The Vitamin B12 molecule in 3-D

The Vitamin B12 (cyanocobalamin) molecule - rotatable in 3 dimensions

Vitamin B12 is quite a complex molecule, and uniquely it contains the metal cobalt. There are several of these cobalamin compounds, but none are synthesised by plants or animals - they must be originally obtained from bacteria. Ruminant animals are quite important here as their gut contains many bacteria and having absorbed some of these products, their meat is a source of vitamin B12. In fact vitamin B12 in the diet is bound by various proteins and within the digestive system a number of molecules are produced to assist in its absorption, which sometimes cause problems. The possible contribution by bacteria in the human gut is somewhat debatable.

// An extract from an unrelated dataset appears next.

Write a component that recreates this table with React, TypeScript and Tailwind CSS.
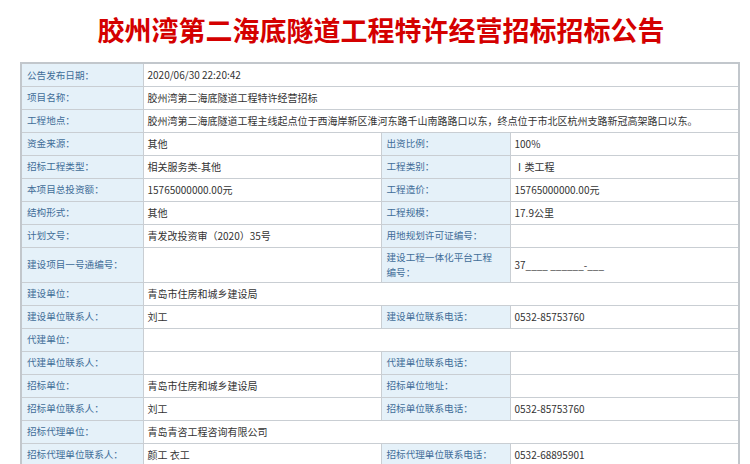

It is involved in synthesis and repair of DNA, important in cell division, and also involved on fatty acid synthesis and energy metabolism.

In the middle of the molecule is a corrin ring (rather like a porphyrin ring) composed of 4 pyrrole subunits, with amide groups projecting out sideways. From another one of these, a section like a nucleotide (consisting of phosphate, ribose and a dimethylbenzimidazole group) extends underneath the ring. The cobalt atom is held between 5 nitrogen atoms. In cyanocobalamin, a cyanide group is attached here. In the liver this is converted to other forms and then the acive form adenosylcobalamin.